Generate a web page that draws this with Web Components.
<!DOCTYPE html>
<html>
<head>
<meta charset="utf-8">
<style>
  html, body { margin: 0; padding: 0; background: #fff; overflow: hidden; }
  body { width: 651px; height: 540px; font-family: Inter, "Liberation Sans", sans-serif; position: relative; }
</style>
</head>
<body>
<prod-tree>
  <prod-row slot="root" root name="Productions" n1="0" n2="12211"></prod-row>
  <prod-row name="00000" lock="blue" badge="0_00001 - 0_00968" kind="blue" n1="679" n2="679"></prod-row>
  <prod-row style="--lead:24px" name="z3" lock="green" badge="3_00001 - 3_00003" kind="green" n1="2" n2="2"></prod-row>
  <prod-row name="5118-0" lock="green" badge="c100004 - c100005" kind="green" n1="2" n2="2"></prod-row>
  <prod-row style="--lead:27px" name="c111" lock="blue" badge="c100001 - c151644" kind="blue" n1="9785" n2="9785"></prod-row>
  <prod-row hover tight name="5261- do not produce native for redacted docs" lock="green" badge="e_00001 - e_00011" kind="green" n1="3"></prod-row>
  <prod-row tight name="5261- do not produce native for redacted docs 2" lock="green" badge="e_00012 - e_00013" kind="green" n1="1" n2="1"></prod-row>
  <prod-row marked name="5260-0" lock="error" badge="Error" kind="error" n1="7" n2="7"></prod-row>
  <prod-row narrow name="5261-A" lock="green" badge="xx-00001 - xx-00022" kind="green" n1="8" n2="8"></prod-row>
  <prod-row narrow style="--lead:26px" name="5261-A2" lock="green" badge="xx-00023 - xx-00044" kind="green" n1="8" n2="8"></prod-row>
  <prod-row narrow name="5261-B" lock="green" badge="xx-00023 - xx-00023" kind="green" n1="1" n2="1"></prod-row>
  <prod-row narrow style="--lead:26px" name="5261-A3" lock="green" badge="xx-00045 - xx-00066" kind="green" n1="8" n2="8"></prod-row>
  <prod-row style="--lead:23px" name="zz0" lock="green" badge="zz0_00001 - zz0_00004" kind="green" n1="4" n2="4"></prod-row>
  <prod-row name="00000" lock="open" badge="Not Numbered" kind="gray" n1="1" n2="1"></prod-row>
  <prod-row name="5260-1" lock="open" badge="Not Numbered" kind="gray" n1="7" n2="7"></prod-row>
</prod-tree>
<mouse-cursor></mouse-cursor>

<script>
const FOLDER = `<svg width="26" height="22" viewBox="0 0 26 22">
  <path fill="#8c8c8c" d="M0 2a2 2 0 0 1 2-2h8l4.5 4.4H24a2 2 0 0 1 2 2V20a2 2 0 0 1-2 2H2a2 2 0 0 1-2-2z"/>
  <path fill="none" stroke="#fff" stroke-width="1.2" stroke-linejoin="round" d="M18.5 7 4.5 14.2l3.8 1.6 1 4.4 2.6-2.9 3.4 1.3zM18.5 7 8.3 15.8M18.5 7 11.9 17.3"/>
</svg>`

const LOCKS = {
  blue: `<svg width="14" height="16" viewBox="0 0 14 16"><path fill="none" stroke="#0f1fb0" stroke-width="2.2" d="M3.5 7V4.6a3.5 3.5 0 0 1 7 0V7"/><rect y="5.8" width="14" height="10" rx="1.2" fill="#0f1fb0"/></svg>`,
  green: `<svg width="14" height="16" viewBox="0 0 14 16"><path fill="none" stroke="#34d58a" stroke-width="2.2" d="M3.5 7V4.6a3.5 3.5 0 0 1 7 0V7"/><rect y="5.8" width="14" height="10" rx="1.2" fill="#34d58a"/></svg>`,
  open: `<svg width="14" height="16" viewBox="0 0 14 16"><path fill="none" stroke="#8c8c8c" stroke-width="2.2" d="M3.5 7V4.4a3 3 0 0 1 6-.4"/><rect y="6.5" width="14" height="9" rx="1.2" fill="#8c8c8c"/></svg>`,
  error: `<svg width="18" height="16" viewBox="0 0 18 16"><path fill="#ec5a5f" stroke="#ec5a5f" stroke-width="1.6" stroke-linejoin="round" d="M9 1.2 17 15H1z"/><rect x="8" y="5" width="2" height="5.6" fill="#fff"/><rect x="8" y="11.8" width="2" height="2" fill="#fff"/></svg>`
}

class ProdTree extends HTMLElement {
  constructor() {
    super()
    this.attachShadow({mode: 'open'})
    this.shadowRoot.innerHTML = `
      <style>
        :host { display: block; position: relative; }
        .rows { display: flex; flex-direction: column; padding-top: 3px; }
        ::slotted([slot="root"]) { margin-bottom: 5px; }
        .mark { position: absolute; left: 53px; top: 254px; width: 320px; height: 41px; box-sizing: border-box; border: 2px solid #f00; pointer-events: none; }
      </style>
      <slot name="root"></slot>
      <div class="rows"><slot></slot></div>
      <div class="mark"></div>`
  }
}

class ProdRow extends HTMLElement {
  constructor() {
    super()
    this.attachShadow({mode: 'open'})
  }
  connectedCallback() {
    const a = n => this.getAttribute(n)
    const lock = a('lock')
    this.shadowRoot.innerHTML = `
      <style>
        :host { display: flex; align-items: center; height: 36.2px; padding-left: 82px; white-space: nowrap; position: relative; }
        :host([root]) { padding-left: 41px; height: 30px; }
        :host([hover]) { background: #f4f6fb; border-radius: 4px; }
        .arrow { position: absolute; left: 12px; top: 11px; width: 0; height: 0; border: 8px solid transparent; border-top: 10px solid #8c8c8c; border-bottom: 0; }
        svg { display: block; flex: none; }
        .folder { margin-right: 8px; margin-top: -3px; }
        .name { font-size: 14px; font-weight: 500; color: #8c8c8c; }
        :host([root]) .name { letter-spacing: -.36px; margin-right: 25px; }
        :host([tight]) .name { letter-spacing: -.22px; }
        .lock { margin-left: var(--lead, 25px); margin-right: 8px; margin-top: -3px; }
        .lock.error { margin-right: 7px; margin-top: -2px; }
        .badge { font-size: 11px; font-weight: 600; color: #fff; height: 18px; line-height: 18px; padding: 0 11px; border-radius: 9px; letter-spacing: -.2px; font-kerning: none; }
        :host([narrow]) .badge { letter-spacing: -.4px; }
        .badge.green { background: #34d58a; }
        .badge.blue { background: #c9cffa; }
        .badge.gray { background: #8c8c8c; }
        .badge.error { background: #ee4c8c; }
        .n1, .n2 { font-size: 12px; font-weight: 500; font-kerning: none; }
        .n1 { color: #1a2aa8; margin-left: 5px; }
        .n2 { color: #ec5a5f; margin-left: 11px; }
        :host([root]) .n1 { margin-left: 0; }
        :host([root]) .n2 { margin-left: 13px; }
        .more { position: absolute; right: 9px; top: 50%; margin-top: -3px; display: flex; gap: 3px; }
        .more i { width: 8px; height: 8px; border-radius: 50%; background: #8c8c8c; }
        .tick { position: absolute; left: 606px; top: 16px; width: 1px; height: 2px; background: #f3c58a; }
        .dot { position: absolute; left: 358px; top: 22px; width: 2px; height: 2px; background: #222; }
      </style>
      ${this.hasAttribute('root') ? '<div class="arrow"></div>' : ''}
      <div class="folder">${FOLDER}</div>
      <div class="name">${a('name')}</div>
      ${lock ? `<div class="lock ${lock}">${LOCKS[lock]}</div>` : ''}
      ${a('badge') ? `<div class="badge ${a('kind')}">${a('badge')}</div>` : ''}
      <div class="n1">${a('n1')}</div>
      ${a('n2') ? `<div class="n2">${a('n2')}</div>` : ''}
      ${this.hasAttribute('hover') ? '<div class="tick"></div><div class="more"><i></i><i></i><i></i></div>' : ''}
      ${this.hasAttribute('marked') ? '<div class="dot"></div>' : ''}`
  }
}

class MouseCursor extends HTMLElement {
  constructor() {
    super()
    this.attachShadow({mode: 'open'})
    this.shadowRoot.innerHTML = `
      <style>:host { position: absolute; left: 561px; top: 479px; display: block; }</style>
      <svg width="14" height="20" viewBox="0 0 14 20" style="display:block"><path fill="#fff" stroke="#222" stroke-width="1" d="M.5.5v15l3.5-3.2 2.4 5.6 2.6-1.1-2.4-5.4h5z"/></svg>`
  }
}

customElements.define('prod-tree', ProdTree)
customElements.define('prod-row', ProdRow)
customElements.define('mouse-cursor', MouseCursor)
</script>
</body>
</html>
-.-.-
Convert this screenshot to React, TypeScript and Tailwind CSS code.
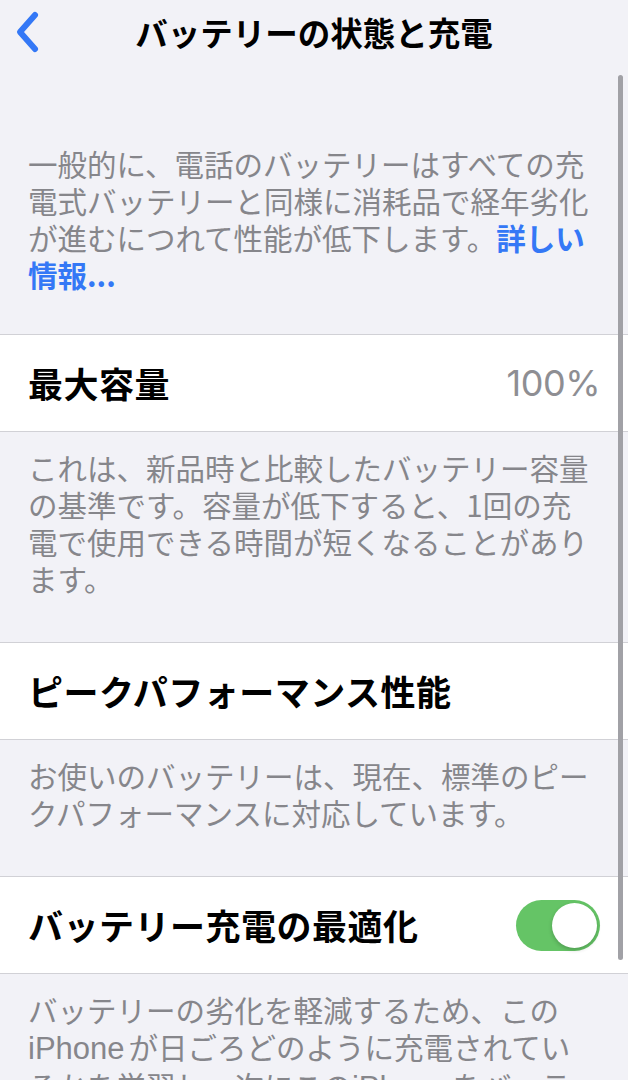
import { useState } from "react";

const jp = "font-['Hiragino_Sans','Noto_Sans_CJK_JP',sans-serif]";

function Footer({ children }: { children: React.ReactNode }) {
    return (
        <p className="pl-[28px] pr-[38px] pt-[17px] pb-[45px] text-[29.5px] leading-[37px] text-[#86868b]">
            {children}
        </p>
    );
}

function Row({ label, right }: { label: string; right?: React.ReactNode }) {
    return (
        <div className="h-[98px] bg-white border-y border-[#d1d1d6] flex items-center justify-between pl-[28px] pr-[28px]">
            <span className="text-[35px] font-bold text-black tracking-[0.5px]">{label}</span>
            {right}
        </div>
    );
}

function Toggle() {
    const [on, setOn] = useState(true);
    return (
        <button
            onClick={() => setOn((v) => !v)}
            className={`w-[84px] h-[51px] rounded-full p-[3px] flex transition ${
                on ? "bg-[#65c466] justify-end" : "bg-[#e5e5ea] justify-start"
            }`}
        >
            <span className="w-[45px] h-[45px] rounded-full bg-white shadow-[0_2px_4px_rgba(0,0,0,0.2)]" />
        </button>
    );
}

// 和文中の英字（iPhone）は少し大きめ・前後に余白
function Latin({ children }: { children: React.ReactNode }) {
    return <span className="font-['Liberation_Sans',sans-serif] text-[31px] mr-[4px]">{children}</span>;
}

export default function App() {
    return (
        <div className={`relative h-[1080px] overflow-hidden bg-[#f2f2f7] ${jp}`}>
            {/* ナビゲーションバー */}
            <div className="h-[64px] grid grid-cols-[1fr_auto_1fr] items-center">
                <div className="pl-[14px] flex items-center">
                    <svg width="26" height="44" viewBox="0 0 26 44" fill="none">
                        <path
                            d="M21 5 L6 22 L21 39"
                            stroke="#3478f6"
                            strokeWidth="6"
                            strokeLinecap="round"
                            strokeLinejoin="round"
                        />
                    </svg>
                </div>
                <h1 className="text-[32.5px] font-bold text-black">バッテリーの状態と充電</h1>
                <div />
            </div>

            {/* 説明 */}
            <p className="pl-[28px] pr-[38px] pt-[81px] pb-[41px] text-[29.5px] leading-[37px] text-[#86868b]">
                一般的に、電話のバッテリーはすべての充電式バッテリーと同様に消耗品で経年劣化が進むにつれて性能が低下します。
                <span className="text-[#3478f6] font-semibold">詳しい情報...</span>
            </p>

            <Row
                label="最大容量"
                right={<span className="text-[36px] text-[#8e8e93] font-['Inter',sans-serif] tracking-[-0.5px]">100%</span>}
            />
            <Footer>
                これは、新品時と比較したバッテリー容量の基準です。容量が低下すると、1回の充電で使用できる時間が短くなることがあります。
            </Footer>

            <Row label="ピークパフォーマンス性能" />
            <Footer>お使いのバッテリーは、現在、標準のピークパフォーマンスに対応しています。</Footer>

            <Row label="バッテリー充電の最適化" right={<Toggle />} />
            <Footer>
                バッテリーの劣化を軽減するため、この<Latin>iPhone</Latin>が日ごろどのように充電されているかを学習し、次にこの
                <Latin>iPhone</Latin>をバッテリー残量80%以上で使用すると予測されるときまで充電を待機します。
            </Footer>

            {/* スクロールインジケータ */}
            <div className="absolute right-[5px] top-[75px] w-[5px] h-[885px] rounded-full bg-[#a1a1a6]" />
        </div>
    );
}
-.-.-
### Your instructions
Your task is to retype the entries verbatim, starting with the line that holds "Generate a web" and stopping after the line that holds "<mouse-cursor></mouse-cursor>".

### Written answer
Generate a web page that draws this with Web Components.
<!DOCTYPE html>
<html>
<head>
<meta charset="utf-8">
<style>
  html, body { margin: 0; padding: 0; background: #fff; overflow: hidden; }
  body { width: 651px; height: 540px; font-family: Inter, "Liberation Sans", sans-serif; position: relative; }
</style>
</head>
<body>
<prod-tree>
  <prod-row slot="root" root name="Productions" n1="0" n2="12211"></prod-row>
  <prod-row name="00000" lock="blue" badge="0_00001 - 0_00968" kind="blue" n1="679" n2="679"></prod-row>
  <prod-row style="--lead:24px" name="z3" lock="green" badge="3_00001 - 3_00003" kind="green" n1="2" n2="2"></prod-row>
  <prod-row name="5118-0" lock="green" badge="c100004 - c100005" kind="green" n1="2" n2="2"></prod-row>
  <prod-row style="--lead:27px" name="c111" lock="blue" badge="c100001 - c151644" kind="blue" n1="9785" n2="9785"></prod-row>
  <prod-row hover tight name="5261- do not produce native for redacted docs" lock="green" badge="e_00001 - e_00011" kind="green" n1="3"></prod-row>
  <prod-row tight name="5261- do not produce native for redacted docs 2" lock="green" badge="e_00012 - e_00013" kind="green" n1="1" n2="1"></prod-row>
  <prod-row marked name="5260-0" lock="error" badge="Error" kind="error" n1="7" n2="7"></prod-row>
  <prod-row narrow name="5261-A" lock="green" badge="xx-00001 - xx-00022" kind="green" n1="8" n2="8"></prod-row>
  <prod-row narrow style="--lead:26px" name="5261-A2" lock="green" badge="xx-00023 - xx-00044" kind="green" n1="8" n2="8"></prod-row>
  <prod-row narrow name="5261-B" lock="green" badge="xx-00023 - xx-00023" kind="green" n1="1" n2="1"></prod-row>
  <prod-row narrow style="--lead:26px" name="5261-A3" lock="green" badge="xx-00045 - xx-00066" kind="green" n1="8" n2="8"></prod-row>
  <prod-row style="--lead:23px" name="zz0" lock="green" badge="zz0_00001 - zz0_00004" kind="green" n1="4" n2="4"></prod-row>
  <prod-row name="00000" lock="open" badge="Not Numbered" kind="gray" n1="1" n2="1"></prod-row>
  <prod-row name="5260-1" lock="open" badge="Not Numbered" kind="gray" n1="7" n2="7"></prod-row>
</prod-tree>
<mouse-cursor></mouse-cursor>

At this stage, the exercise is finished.